Justice Mukta Gupta stated that it was for the high court authorities to consider the issue of expeditious disposal of Unlawful Activities (Prevention) Act (UAPA) cases and make appropriate recommendations for establishing exclusive courts for their trial.
It is for the high court to decide whether to transfer the cases (from the special designated courts to other courts) or have more courts, said the judge, who was hearing a plea by an accused who sought day-to-day hearing in his National Investigation Agency (NIA) case under UAPA pending before a special NIA court.
The court observed that since the cases under UAPA involved serious offences and foreign nationals, it was not easy for those in custody to secure bail, and noted that it was evident from the high court’s affidavit that trials took a considerable amount of time on account of a large number of accused and witnesses.
There are many accused, ranging from four to 14 and witnesses nearing 100 to 500, and thus trials take considerable time.
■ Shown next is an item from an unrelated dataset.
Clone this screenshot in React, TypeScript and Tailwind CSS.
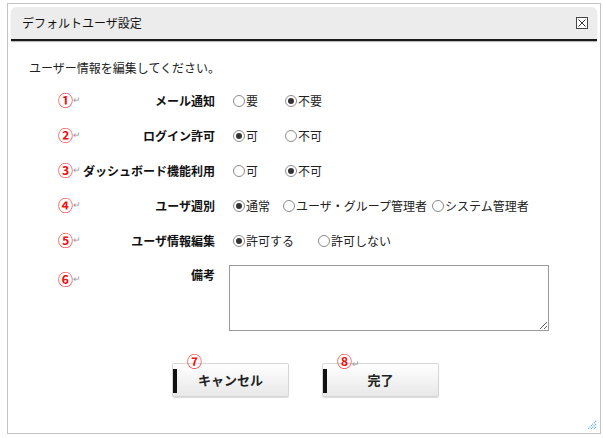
import React from "react";

const font = { fontFamily: '"Noto Sans CJK JP", "Noto Sans", sans-serif' };

function Radio({ checked }: { checked?: boolean }) {
  return (
    <span className="inline-flex h-[12px] w-[12px] items-center justify-center rounded-full border border-[#8a8a8a] bg-white">
      {checked && <span className="h-[6px] w-[6px] rounded-full bg-[#333]" />}
    </span>
  );
}

function Opt({ label, checked, w }: { label: string; checked?: boolean; w: string }) {
  return (
    <span className={`inline-flex items-center gap-[1px] whitespace-nowrap ${w}`}>
      <Radio checked={checked} />
      <span>{label}</span>
    </span>
  );
}

function Num({ n }: { n: string }) {
  return (
    <span className="inline-flex items-center">
      <span className="text-[15px] font-bold leading-none text-[#ee1111]">{n}</span>
      <span className="text-[9px] leading-none text-[#999]">↵</span>
    </span>
  );
}

const rows: { n: string; label: string; opts: { label: string; checked?: boolean; w: string }[] }[] = [
  { n: "①", label: "メール通知", opts: [{ label: "要", w: "w-[52px]" }, { label: "不要", checked: true, w: "w-[60px]" }] },
  { n: "②", label: "ログイン許可", opts: [{ label: "可", checked: true, w: "w-[52px]" }, { label: "不可", w: "w-[60px]" }] },
  { n: "③", label: "ダッシュボード機能利用", opts: [{ label: "可", w: "w-[52px]" }, { label: "不可", checked: true, w: "w-[60px]" }] },
  {
    n: "④",
    label: "ユーザ週別",
    opts: [
      { label: "通常", checked: true, w: "w-[50px]" },
      { label: "ユーザ・グループ管理者", w: "w-[149px]" },
      { label: "システム管理者", w: "w-[100px]" },
    ],
  },
  { n: "⑤", label: "ユーザ情報編集", opts: [{ label: "許可する", checked: true, w: "w-[85px]" }, { label: "許可しない", w: "w-[80px]" }] },
];

function Btn({ label, n }: { label: string; n: string }) {
  return (
    <div className="relative">
      <div className="absolute -top-[10px] left-[15px] z-10">
        <span className="text-[15px] font-bold leading-none text-[#ee1111]">{n}</span>
        {n === "⑧" && <span className="text-[9px] text-[#999]">↵</span>}
      </div>
      <button className="relative flex h-[34px] w-[117px] items-center justify-center rounded-[2px] border border-[#d6d6d6] bg-gradient-to-b from-white to-[#e8e8e8] text-[13px] font-bold text-[#222] shadow-[0_1px_1px_rgba(0,0,0,0.15)]">
        <span className="absolute left-0 top-[5px] h-[24px] w-[4px] bg-[#111]" />
        {label}
      </button>
    </div>
  );
}

export default function App() {
  return (
    <div className="h-[438px] w-[603px] bg-white pl-[7px] pt-[3px] text-[12px] text-[#222]" style={font}>
      <div className="relative flex h-[431px] w-[594px] flex-col border border-[#c4c4c4] bg-white p-[3px]">
        {/* ヘッダー */}
        <div className="flex h-[34px] items-center justify-between rounded-t-[6px] border-b-2 border-[#1a1a1a] bg-[#ececec] pl-[11px] pr-[9px] shadow-[0_1px_1px_rgba(0,0,0,0.3)]">
          <span className="text-[12px] text-[#111]">デフォルトユーザ設定</span>
          <span className="flex h-[12px] w-[12px] items-center justify-center border border-[#444] bg-white">
            <svg width="8" height="8" viewBox="0 0 8 8">
              <path d="M0.5 0.5 L7.5 7.5 M7.5 0.5 L0.5 7.5" stroke="#333" strokeWidth="1" />
            </svg>
          </span>
        </div>

        <div className="pl-[18px] pt-[19px] leading-[16px]">ユーザー情報を編集してください。</div>

        <div className="mt-[7px] flex flex-col">
          {rows.map((r) => (
            <div key={r.n} className="flex h-[35px] items-center">
              <div className="box-content w-[22px] shrink-0 pl-[47px]">
                <Num n={r.n} />
              </div>
              <div className="w-[135px] shrink-0 whitespace-nowrap text-right font-bold text-[#111]">{r.label}</div>
              <div className="flex items-center pl-[18px]">
                {r.opts.map((o) => (
                  <Opt key={o.label} label={o.label} checked={o.checked} w={o.w} />
                ))}
              </div>
            </div>
          ))}
          <div className="flex pt-[7px]">
            <div className="box-content w-[22px] shrink-0 pl-[47px] pt-[6px]">
              <Num n="⑥" />
            </div>
            <div className="w-[135px] shrink-0 pt-[1px] text-right font-bold text-[#111]">備考</div>
            <div className="pl-[14px]">
              <textarea className="h-[66px] w-[320px] resize border border-[#9a9a9a] bg-white outline-none" />
            </div>
          </div>
        </div>

        <div className="mt-[28px] flex gap-[33px] pl-[161px]">
          <Btn label="キャンセル" n="⑦" />
          <Btn label="完了" n="⑧" />
        </div>

        <svg className="absolute bottom-[3px] right-[3px]" width="10" height="10" viewBox="0 0 10 10">
          <path d="M9 1 L1 9 M9 4 L4 9 M9 7 L7 9" stroke="#4aa8e8" strokeWidth="1.2" strokeDasharray="1 1" />
        </svg>
      </div>
    </div>
  );
}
Further, offences being serious and many times involving foreign nationals, bails are not granted easily and thus it is paramount that offences under UAPA, whether investigated by NIA or Delhi Police special cell, are tried by special designated courts expeditiously which have no other matters listed before it, the court stated.
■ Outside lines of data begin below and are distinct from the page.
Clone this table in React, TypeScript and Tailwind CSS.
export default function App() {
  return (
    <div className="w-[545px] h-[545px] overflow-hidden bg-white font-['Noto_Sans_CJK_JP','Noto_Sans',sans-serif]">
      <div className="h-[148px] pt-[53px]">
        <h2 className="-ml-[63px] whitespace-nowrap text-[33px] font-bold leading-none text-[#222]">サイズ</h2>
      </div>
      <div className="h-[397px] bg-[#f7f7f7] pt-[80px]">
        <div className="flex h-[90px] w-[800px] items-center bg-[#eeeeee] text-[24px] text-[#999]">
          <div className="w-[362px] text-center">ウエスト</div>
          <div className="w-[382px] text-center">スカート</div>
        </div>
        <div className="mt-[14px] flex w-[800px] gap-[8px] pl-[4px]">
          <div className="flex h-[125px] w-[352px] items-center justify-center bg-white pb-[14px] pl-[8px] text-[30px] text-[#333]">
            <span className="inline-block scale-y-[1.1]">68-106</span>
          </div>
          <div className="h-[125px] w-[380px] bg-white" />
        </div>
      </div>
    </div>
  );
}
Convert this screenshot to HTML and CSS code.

Further affidavit be filed by the high court indicating the steps taken to streamline expeditious disposal of trials in UAPA cases, the court ordered.
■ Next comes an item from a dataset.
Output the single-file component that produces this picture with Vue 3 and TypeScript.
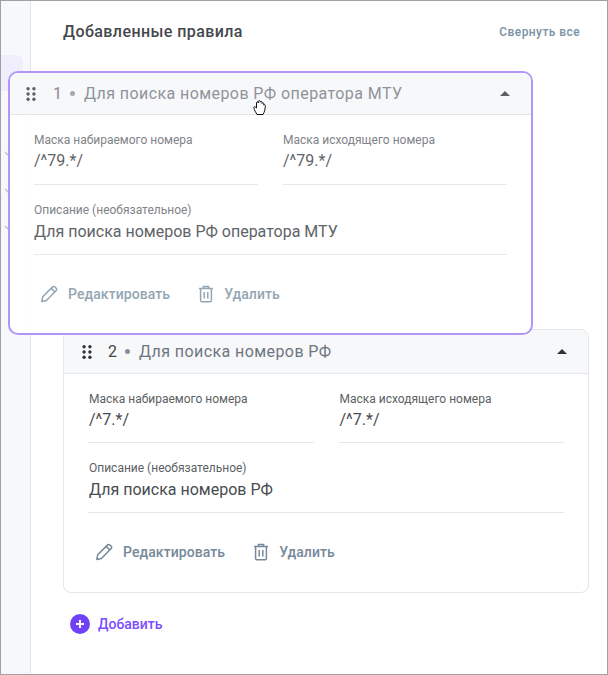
<script setup lang="ts">
interface Rule {
  id: number
  dialed: string
  outgoing: string
  description: string
  dragging: boolean
}

const rules: Rule[] = [
  { id: 1, dialed: '/^79.*/', outgoing: '/^79.*/', description: 'Для поиска номеров РФ оператора МТУ', dragging: true },
  { id: 2, dialed: '/^7.*/', outgoing: '/^7.*/', description: 'Для поиска номеров РФ', dragging: false }
]
const chevrons = [1, 2, 3]
const dots = [
  [1.5, 1.5], [6.5, 1.5], [1.5, 6], [6.5, 6], [1.5, 10.5], [6.5, 10.5]
]
</script>

<template>
  <div class="window">
    <aside class="sidebar">
      <div class="tile"></div>
      <div class="chevrons">
        <svg v-for="c in chevrons" :key="c" width="10" height="6" viewBox="0 0 10 6">
          <path d="M1 1l4 4 4-4" fill="none" stroke="#b9bec6" stroke-width="1.2" />
        </svg>
      </div>
    </aside>
    <main class="main">
      <header class="head">
        <h2 class="title">Добавленные правила</h2>
        <a class="collapse">Свернуть все</a>
      </header>
      <div class="list">
        <section v-for="r in rules" :key="r.id" class="card" :class="{ dragging: r.dragging }">
          <div class="card-head">
            <svg class="grip" width="10" height="14" viewBox="0 0 8 12">
              <circle v-for="(d, i) in dots" :key="i" :cx="d[0]" :cy="d[1]" r="1.45" />
            </svg>
            <span class="num">{{ r.id }}</span>
            <span class="dot"></span>
            <span class="name">{{ r.description }}</span>
            <span class="caret"></span>
          </div>
          <div class="card-body">
            <div class="row">
              <div class="field">
                <label>Маска набираемого номера</label>
                <div class="value">{{ r.dialed }}</div>
              </div>
              <div class="field">
                <label>Маска исходящего номера</label>
                <div class="value">{{ r.outgoing }}</div>
              </div>
            </div>
            <div class="field wide">
              <label>Описание (необязательное)</label>
              <div class="value">{{ r.description }}</div>
            </div>
            <div class="actions">
              <button class="action" type="button">
                <svg width="18" height="18" viewBox="0 0 18 18" fill="none" stroke="currentColor" stroke-width="1.5" stroke-linejoin="round">
                  <path d="M1.800 16.400l.9-4.600L12.600 1.900a1.600 1.600 0 0 1 2.300 0l1.300 1.300a1.600 1.600 0 0 1 0 2.300l-9.800 10z" />
                  <path d="M11.200 3.400l3.600 3.600" />
                </svg>
                Редактировать
              </button>
              <button class="action" type="button">
                <svg width="16" height="18" viewBox="0 0 16 18" fill="none" stroke="currentColor" stroke-width="1.5">
                  <path d="M1 3.600h14M5.400 3.400V1.600h5.200v1.800M2.600 3.800v11.600a1.400 1.400 0 0 0 1.400 1.400h8a1.400 1.400 0 0 0 1.400-1.400V3.800M6.200 7v6.600M9.800 7v6.600" />
                </svg>
                Удалить
              </button>
            </div>
          </div>
        </section>
      </div>
      <button class="add" type="button">
        <span class="plus">
          <svg width="10" height="10" viewBox="0 0 10 10">
            <path d="M5 1v8M1 5h8" stroke="#fff" stroke-width="2" />
          </svg>
        </span>
        Добавить
      </button>
      <svg class="cursor" width="14" height="17" viewBox="0 0 14 17">
        <path d="M4 15.500C3 13.500 1 11 .9 8.400c0-.9 1-1 1.500-.4L3.500 9V4c0-1.400 1.700-1.400 1.800-.1V2.600c0-1.300 1.800-1.300 1.900 0v.6c.2-1.200 1.800-1 1.800.2v1c.3-1 1.700-.8 1.700.3v1.200c.5-.7 1.600-.4 1.600.5 0 3-.6 6.500-2.300 9.100z" fill="#fff" stroke="#111" stroke-width="1" stroke-linejoin="round" />
      </svg>
    </main>
  </div>
</template>

<style scoped>
.window {
  position: relative;
  box-sizing: border-box;
  width: 608px;
  height: 675px;
  display: flex;
  overflow: hidden;
  background: #fff;
  border: 1px solid #a0a0a0;
  font-family: Roboto, "Liberation Sans", sans-serif;
}
.sidebar {
  box-sizing: content-box;
  flex: none;
  width: 29px;
  background: #f7f8fb;
  border-right: 1px solid #e1e4e9;
}
.tile {
  width: 22px;
  height: 36px;
  margin-top: 54px;
  background: #f0edfc;
  border-radius: 0 6px 6px 0;
}
.chevrons {
  display: flex;
  flex-direction: column;
  align-items: flex-start;
  gap: 31px;
  margin: 60px 0 0 3px;
}
.main {
  flex: 1;
  min-width: 0;
  padding: 0 27px 0 32px;
}
.head {
  display: flex;
  align-items: center;
  justify-content: space-between;
  height: 60px;
  width: 517px;
}
.title {
  margin: 0;
  padding-top: 1px;
  font-size: 16px;
  font-weight: 500;
  letter-spacing: 0.42px;
  line-height: 60px;
  color: #44484c;
}
.collapse {
  padding-top: 1px;
  font-size: 12px;
  font-weight: 500;
  letter-spacing: 0.42px;
  color: #7a92a5;
}
.list {
  padding-top: 268px;
}
.card {
  box-sizing: border-box;
  width: 526px;
  height: 264px;
  background: #fff;
  border: 1px solid #e4e6ea;
  border-radius: 8px;
  overflow: hidden;
}
.card-head {
  display: flex;
  align-items: center;
  height: 43px;
  padding: 0 21px 0 18px;
  background: #f7f8fa;
  border-bottom: 1px solid #e4e6ea;
  color: #5f6b76;
  font-size: 16px;
}
.grip {
  fill: #333;
  margin-right: 16px;
}
.num {
  color: #444;
  margin-right: 8px;
}
.dot {
  width: 5px;
  height: 5px;
  border-radius: 50%;
  background: #8a8f96;
  margin-right: 9px;
}
.name {
  flex: 1;
  letter-spacing: 0.42px;
  color: #6e7680;
}
.caret {
  width: 0;
  height: 0;
  border-left: 5px solid transparent;
  border-right: 5px solid transparent;
  border-bottom: 5px solid #333;
}
.card-body {
  padding: 0 24px;
}
.row {
  display: grid;
  grid-template-columns: 1fr 1fr;
  gap: 25px;
  padding-top: 16px;
}
.field {
  height: 53px;
  box-sizing: border-box;
  border-bottom: 1px solid #e6e8eb;
}
.field.wide {
  height: 54px;
  margin-top: 16px;
}
.field.wide .value {
  padding-top: 1px;
}
label {
  display: block;
  padding-left: 1px;
  font-size: 12px;
  line-height: 18px;
  color: #5c5f63;
}
.value {
  padding-left: 1px;
  font-size: 16px;
  line-height: 24px;
  color: #484b4f;
}
.actions {
  display: flex;
  gap: 28px;
  padding: 30px 0 0 7px;
}
.action {
  display: flex;
  align-items: center;
  gap: 10px;
  padding: 0;
  border: 0;
  background: none;
  font: 500 14px Roboto, "Liberation Sans", sans-serif;
  letter-spacing: 0.08px;
  color: #75899a;
}
.card.dragging {
  position: absolute;
  left: 7px;
  top: 70px;
  z-index: 2;
  width: 525px;
  height: 264px;
  background: rgba(255, 255, 255, 0.93);
  border: 2px solid #b196f7;
  border-radius: 10px;
}
.dragging .card-head {
  height: 41px;
  padding: 0 21px 0 16px;
  background: rgba(247, 248, 250, 0.95);
}
.dragging .grip { fill: #5e5e5e; margin-right: 17px; }
.dragging .num { color: #8a8a8a; }
.dragging .dot { background: #a5a9ae; }
.dragging .name { color: #8f9399; }
.dragging .caret { border-bottom-color: #5e5e5e; }
.dragging .field:not(.wide) { height: 54px; }
.dragging label { color: #808387; padding-left: 0; }
.dragging .value { color: #606367; padding-left: 0; }
.dragging .actions { padding-left: 6px; }
.dragging .action { color: #93a6b4; }
.add {
  display: flex;
  align-items: center;
  gap: 8px;
  margin: 21px 0 0 7px;
  padding: 0;
  border: 0;
  background: none;
  font: 500 14px Roboto, "Liberation Sans", sans-serif;
  color: #7c4dff;
}
.plus {
  display: flex;
  align-items: center;
  justify-content: center;
  width: 20px;
  height: 20px;
  border-radius: 50%;
  background: #6f42f5;
}
.cursor {
  position: absolute;
  left: 252px;
  top: 98px;
  z-index: 3;
}
</style>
Lawyer Gaurav Agrawal, appearing for the high court, informed that there were two designated special courts for NIA in the city for the trial of UAPA cases and the listing of non-UAPA cases had no impact on the status of UAPA cases.
While only 12 cases were pending before one court and charges were framed in nine of them, there was a slight difficulty with respect to the pendency of UAPA cases in the second designated court on account of the time taken for trials to be concluded, he said.
The lawyer stated that it was not for the high court to pass orders on the establishment of more special courts, to which the court stated that the high court has to consider (if more special courts are required).
The high court will send recommendations (if needed). That is the only purpose. The high court will assess how many courts you need, the court remarked.
The judge stated that issues before her were with respect to the special NIA courts taking up non-UAPA cases and the trial of UAPA cases being probed by the Delhi police before other courts.
In September, the high court administration had stated that as on July 31, total 37 cases pertaining to the National Investigation Agency (NIA) were pending before the two designated courts in the Patiala House Court complex here, that is, a sessions judge and the district and sessions judge.
In the petition filed through lawyer Kartik Murukutla, petitioner Manzar Imam stated that he has been in custody for eight years and there was a delay in trial in his case on account of there being only two designated courts which were also hearing non-NIA cases, including bail matters, other IPC offences and MCOCA matters.
He has contended that all NIA accused were languishing for years on end, in violation of the fundamental right to a speedy trial under Article 21 of the Constitution of India.
The petitioner was arrested in August 2013 pursuant to an NIA case alleging that the members of the Indian Mujahideen, in association with the other IM sleeper cells based in the country and others, were conspiring to commit terrorist acts and making preparation for targeting various important and prominent places of India.
The FIR was registered for the alleged commission of offences under the provisions of UAPA and the Indian Penal Code.
The petitioner has to date been in custody for almost eight years and charges are yet to be framed in the matter. Arguments on charge in the matter began in 2014 itself, but continue to remain pending to date. At the current pace, and with 24 accused persons, it may be fairly anticipated that the trial is likely to take at least another further eight years (as a moderate estimation) before completion, the plea has stated.
The petitioner has sought a direction to ensure that the special courts under the Act deal exclusively with NIA investigated scheduled offences.
The matter would be heard next in February.